In 2011, in an effort to better serve the Community, United Way of Dutchess County and Orange County United Way officially merged to become United Way of the Dutchess-Orange Region. That same year, United Way began to gather parents, donors, government partners, educators, business and nonprofit leaders, among others, in a series of discussions on the state of education. The outcome of this work was an aspiration: “We believe that every child will succeed in school and life. Together, we hold each other responsible and accountable for our children’s greatness.” The next two years were spent developing a model, called “The Blueprint for Change,” that would focus granting resources on prevention and evidence based practices with demonstrated effectiveness. This was adopted in 2013 and now serves as the basis for annual grant applications from area nonprofits serving our community.
 
Each year since 2013, United Way has continued to hold Community Conversations to help inform and refine the focus of what are our community’s greatest needs. In addition, in order to help build the capacity of fellow area nonprofits, United Way holds two free trainings per year for nonprofit professionals on key topics for organizational success.
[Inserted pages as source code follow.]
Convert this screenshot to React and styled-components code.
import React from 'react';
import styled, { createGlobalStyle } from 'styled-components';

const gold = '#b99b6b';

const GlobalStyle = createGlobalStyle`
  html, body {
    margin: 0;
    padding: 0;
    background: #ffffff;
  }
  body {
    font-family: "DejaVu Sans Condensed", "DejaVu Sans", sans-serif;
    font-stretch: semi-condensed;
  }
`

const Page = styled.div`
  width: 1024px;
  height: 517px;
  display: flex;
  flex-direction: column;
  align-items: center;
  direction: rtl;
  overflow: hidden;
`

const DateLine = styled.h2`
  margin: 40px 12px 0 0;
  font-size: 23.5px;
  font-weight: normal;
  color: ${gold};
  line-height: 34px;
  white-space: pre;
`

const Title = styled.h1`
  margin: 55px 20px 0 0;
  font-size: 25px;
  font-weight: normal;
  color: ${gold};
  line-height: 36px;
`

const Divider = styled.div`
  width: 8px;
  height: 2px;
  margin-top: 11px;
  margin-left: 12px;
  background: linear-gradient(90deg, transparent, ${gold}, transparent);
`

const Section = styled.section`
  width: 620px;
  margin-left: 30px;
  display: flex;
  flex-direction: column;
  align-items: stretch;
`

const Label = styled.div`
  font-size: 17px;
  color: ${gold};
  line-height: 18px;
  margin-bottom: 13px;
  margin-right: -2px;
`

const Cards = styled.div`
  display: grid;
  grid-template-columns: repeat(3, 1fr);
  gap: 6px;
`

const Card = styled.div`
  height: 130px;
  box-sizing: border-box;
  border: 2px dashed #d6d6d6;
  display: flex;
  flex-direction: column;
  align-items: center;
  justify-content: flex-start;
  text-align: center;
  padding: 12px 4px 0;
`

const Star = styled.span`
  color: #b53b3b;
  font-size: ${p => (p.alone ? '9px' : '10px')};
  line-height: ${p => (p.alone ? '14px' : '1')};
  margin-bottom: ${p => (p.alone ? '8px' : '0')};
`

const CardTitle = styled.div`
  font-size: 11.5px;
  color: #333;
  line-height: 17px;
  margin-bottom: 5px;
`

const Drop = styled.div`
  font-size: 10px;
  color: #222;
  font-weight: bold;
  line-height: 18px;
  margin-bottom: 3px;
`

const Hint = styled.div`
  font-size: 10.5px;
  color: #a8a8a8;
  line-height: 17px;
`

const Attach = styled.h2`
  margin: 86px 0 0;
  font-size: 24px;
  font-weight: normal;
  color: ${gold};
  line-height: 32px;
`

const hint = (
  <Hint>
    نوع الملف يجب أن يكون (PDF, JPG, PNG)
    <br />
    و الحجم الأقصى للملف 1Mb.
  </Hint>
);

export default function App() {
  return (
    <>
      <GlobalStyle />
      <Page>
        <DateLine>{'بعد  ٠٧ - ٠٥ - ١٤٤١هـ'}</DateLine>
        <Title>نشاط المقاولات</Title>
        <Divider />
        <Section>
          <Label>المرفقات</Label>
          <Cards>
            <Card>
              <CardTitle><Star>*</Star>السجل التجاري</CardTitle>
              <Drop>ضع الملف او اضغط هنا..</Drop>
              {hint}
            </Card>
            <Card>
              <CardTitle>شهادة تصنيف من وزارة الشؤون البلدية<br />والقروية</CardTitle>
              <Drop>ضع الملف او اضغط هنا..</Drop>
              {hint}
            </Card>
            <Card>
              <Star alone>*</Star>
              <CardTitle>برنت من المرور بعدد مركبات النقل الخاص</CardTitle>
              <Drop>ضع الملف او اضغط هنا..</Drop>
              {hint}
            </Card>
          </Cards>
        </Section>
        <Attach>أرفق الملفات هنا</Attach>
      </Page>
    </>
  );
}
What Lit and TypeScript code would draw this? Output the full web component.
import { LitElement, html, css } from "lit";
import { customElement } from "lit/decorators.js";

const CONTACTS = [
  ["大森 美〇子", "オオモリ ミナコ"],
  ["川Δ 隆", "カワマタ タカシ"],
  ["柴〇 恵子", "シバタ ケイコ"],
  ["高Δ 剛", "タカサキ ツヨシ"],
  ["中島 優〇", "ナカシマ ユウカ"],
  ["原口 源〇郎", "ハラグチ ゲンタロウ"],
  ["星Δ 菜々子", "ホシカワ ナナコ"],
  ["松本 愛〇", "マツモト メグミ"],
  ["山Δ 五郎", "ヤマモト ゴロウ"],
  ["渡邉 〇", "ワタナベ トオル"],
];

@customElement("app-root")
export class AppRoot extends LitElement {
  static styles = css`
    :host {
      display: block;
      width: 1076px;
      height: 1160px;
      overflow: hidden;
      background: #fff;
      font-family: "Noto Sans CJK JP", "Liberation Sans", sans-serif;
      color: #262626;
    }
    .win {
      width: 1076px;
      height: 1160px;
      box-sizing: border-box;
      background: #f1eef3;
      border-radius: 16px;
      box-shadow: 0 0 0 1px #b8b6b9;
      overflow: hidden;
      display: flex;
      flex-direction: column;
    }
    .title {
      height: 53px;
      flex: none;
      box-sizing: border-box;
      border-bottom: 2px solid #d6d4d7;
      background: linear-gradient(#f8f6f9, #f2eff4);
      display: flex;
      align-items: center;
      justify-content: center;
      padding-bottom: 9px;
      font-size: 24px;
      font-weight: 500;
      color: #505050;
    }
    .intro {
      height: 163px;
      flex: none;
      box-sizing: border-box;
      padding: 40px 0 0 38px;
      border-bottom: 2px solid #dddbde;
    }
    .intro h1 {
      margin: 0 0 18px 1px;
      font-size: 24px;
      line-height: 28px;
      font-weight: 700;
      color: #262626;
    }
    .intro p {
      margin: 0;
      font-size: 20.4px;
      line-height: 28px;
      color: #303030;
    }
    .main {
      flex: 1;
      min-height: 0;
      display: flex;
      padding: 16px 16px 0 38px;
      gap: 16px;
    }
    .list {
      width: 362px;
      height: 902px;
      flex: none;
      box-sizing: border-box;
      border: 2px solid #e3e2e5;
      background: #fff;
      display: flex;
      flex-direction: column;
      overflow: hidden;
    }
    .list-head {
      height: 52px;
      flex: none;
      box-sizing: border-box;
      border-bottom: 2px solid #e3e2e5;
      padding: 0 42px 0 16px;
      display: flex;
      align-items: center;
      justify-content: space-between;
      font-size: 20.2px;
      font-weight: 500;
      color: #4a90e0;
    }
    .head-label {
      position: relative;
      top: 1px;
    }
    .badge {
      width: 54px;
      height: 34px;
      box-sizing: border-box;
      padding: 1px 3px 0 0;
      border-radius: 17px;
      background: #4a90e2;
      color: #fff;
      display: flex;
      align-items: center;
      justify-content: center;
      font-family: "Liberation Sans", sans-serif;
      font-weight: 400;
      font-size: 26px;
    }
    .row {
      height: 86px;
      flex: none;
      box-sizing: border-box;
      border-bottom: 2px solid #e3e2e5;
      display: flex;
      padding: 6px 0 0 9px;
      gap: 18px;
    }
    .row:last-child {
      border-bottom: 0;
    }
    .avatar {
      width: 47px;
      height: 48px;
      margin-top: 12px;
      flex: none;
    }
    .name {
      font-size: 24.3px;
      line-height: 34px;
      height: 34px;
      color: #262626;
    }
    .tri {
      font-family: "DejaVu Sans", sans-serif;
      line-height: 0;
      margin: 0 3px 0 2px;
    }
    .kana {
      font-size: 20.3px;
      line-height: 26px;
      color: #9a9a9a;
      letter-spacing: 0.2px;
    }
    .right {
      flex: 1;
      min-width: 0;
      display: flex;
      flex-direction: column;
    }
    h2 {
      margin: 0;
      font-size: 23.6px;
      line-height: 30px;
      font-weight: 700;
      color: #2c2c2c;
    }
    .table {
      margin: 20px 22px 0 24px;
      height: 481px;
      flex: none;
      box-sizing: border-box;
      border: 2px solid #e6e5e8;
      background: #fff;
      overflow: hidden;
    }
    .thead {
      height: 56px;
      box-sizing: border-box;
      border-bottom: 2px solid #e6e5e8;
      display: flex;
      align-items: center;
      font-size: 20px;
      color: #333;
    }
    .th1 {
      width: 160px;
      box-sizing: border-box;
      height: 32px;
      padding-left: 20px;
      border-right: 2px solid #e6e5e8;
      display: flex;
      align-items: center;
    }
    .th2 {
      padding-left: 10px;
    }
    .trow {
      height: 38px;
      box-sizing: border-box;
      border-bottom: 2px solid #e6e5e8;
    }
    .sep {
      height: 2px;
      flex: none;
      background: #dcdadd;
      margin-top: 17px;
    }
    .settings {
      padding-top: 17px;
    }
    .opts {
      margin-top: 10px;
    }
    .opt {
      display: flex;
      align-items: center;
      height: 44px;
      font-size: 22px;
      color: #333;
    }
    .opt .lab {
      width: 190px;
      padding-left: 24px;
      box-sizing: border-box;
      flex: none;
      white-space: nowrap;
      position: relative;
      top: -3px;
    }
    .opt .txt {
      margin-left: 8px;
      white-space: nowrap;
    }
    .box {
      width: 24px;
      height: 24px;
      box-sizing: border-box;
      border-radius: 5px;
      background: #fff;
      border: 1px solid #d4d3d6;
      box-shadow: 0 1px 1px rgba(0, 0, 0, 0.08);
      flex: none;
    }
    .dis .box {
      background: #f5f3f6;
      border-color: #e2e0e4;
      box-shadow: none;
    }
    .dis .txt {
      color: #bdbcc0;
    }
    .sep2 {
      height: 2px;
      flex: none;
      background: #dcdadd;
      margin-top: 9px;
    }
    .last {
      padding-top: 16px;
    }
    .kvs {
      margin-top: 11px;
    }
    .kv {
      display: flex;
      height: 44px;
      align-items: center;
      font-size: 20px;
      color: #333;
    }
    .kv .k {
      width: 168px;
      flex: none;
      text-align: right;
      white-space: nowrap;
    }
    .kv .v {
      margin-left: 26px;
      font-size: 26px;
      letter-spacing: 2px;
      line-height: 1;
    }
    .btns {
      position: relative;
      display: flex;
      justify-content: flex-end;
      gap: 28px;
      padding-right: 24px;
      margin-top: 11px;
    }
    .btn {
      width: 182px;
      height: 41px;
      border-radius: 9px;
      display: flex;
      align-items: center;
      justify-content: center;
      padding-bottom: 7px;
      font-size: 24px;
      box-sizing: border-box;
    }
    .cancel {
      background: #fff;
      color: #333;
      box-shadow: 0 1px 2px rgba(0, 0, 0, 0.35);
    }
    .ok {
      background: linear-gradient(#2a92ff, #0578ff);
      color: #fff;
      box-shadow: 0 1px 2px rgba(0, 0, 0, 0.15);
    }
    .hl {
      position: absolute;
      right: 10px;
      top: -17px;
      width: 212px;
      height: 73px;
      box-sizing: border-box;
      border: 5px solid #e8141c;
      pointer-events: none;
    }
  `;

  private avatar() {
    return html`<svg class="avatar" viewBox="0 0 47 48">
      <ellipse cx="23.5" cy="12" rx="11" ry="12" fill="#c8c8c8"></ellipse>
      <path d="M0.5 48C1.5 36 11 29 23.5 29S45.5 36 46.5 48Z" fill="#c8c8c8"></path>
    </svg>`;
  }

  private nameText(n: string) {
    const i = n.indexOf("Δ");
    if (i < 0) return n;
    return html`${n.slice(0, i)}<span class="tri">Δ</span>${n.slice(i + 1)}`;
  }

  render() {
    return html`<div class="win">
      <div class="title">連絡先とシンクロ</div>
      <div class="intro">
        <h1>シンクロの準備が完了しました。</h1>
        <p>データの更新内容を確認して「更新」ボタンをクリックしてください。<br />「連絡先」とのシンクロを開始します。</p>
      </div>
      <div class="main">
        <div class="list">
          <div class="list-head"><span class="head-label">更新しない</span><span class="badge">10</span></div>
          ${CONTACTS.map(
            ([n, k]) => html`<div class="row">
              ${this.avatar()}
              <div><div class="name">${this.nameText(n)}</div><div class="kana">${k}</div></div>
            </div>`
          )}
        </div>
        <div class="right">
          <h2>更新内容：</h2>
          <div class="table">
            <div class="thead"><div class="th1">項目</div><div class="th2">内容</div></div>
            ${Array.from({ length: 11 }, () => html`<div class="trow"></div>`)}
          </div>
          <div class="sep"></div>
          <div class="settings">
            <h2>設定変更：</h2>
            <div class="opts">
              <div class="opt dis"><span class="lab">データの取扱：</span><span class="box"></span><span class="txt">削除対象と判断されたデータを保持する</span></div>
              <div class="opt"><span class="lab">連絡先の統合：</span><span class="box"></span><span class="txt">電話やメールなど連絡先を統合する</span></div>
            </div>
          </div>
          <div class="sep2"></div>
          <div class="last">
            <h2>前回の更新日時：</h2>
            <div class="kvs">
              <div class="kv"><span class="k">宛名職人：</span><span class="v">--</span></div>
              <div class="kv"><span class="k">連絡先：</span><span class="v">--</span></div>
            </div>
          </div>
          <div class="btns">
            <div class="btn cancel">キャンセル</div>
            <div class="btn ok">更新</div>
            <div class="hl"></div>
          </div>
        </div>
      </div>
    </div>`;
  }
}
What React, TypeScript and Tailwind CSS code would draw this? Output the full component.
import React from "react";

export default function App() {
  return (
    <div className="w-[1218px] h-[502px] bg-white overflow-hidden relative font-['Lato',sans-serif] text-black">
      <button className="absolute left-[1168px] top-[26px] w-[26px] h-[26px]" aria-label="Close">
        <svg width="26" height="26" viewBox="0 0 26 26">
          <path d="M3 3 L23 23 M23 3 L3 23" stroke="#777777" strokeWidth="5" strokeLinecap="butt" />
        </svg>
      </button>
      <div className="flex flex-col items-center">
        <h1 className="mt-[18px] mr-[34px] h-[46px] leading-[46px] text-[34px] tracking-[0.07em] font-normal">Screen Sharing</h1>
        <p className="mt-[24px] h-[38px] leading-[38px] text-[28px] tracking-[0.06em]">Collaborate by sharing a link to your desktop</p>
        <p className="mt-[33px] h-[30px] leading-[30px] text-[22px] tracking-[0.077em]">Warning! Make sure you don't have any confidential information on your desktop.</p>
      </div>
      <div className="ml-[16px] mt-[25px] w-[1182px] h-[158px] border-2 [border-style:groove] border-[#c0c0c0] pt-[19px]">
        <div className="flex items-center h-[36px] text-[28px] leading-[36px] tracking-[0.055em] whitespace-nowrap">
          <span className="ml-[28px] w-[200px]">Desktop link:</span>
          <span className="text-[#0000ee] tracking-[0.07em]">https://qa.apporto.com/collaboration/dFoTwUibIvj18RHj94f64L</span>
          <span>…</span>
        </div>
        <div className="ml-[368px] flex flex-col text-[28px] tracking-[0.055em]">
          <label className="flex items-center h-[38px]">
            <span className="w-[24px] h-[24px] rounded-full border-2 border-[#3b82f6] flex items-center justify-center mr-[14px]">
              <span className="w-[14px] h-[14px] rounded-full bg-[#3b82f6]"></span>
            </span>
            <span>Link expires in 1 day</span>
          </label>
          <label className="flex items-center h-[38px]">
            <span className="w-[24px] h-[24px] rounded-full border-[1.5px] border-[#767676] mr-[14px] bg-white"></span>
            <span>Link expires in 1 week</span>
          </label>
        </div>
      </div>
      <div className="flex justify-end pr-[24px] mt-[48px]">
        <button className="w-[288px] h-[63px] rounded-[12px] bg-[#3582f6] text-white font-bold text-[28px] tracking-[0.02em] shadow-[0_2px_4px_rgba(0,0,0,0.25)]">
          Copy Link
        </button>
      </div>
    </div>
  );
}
The Gift-in-Kind program evolved into quarterly Days of Sharing and through this effort between $80,000 to $100,000 a year in donated items are shared with nonprofits, faith-based organizations and schools. Also, United Way has formalized several volunteer days per year, helping organize teams of hundreds of volunteers from companies and organizations to help nonprofit organizations throughout both counties. 
 
In 2016, United Way of the Dutchess-Orange Region was named the convenor for New York State’s Empire State Poverty Reduction Initiative (ESPRI) in Newburgh by Mayor Judy Kennedy. Through monthly meetings with the Newburgh Anti Poverty Coalition, a task force of citizens and community leaders as well as conversations and feedback from community members, Newburgh ESPRI is now preparing to begin implementation of poverty reduction programs.
 
In 2017, United Way instituted a series of community conversations to better understand the needs of veterans in the community, joining the MISSION UNITED™ national initiative.
 
United Way of the Dutchess-Orange Region has proudly served the community since 1937, and although there have been obstacles and challenges, it continues to serve those most in need and provide hope and help thanks to a network of support from loyal partners and volunteers. While part of United Way’s international network, United Way of the Dutchess-Orange Region remains a locally governed and focused 501C3, fighting for the health, education and financial stability of every person in our community.